Shed some personal pain into your story.  And by that I don't really mean that you should add autobiographical stuff in there, but just take a week off and spend some time on another hobby.  I usually craft if I'm in a block, and I put on some music from my past and reflect on that stuff, or character stuff.  I think the act of pausing the writing for the sake of getting the mind going again really helps.  It's not about the word count, it's about knowing where you're going to go. 

aliensoul77's picture
aliensoul77 from a cold distant star is reading the writing on the wall.
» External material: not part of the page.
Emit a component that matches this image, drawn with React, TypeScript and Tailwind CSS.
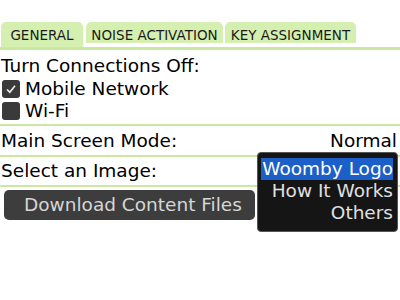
import React from 'react'

const tabs = [
  { label: 'GENERAL', active: true, w: 'w-[82px]' },
  { label: 'NOISE ACTIVATION', active: false, w: 'w-[137px]' },
  { label: 'KEY ASSIGNMENT', active: false, w: 'w-[131px]' },
]

const Checkbox: React.FC<{ checked: boolean }> = ({ checked }) => (
  <div className="w-[18px] h-[18px] rounded-[3px] bg-[#3a3a3a] flex items-center justify-center">
    {checked && (
      <svg width="14" height="14" viewBox="0 0 14 14">
        <path d="M3 7.5 L5.8 10.2 L11 3.8" stroke="#f0f0f0" strokeWidth="1.6" fill="none" />
      </svg>
    )}
  </div>
)

export default function App() {
  return (
    <div
      className="relative w-[400px] h-[300px] bg-white text-black overflow-hidden text-[18.5px]"
      style={{ fontFamily: '"DejaVu Sans", sans-serif' }}
    >
      <div className="pt-[22px] pl-[1px] flex items-start gap-[2px] h-[47px]">
        {tabs.map((t) => (
          <div
            key={t.label}
            className={`${t.w} ${t.active ? 'h-[25px] mr-[1px]' : 'h-[21px]'} bg-[#d5efb0] rounded-t-[5px] flex items-start justify-center pt-[5px] text-[13.5px] leading-[16px] text-[#1a1a1a]`}
          >
            {t.label}
          </div>
        ))}
      </div>
      <div className="h-[3px] bg-[#cbe8a0]" />

      <div className="leading-[24px] pt-[4px] pl-[1px]">Turn Connections Off:</div>
      <div className="flex items-center gap-[5px] pl-[2px] h-[22px]">
        <Checkbox checked />
        <span>Mobile Network</span>
      </div>
      <div className="flex items-center gap-[5px] pl-[2px] h-[22px]">
        <Checkbox checked={false} />
        <span>Wi-Fi</span>
      </div>

      <div className="mt-[2px] h-[2px] bg-[#cbe8a0]" />
      <div className="flex justify-between items-center h-[29px] px-[1px]">
        <span>Main Screen Mode:</span>
        <span className="pr-[2px]">Normal</span>
      </div>
      <div className="h-[2px] bg-[#cbe8a0]" />
      <div className="flex items-center h-[28px] px-[1px]">
        <span>Select an Image:</span>
      </div>
      <div className="h-[2px] bg-[#cbe8a0]" />

      <div className="pt-[3px] pl-[4px]">
        <div className="w-[251px] h-[30px] rounded-[5px] bg-[#3d3d3d] text-[#d6d6d6] flex items-center pl-[20px] whitespace-nowrap">
          Download Content Files
        </div>
      </div>

      <div className="absolute left-[257px] top-[152px] w-[141px] h-[80px] rounded-[4px] bg-[#151515] border border-[#555] flex flex-col items-end pr-[4px] pt-[5px] leading-[22px] text-[#e0e0e0] whitespace-nowrap">
        <div className="bg-[#1c5fc9] text-white w-[132px] flex justify-end">Woomby Logo</div>
        <div>How It Works</div>
        <div>Others</div>
      </div>
    </div>
  )
}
December 8, 2011 - 12:52pm

There is nothing wrong with adding sudden, unexpected death because thats how death is in real life. Think of someone you know who has died, didn't it feel sudden? You could have her die in a car accident, something where there is no one to blame but fate. That will disillusion your character to life and make him vulnerable to manipulation.

Dwayne's picture
Dwayne from Cincinnati, Ohio (suburbs) is reading books that rotate to often to keep this updated December 13, 2011 - 12:59pm

Or you can kill them the other way, someone very obviously to blame for the slow painful brutal death.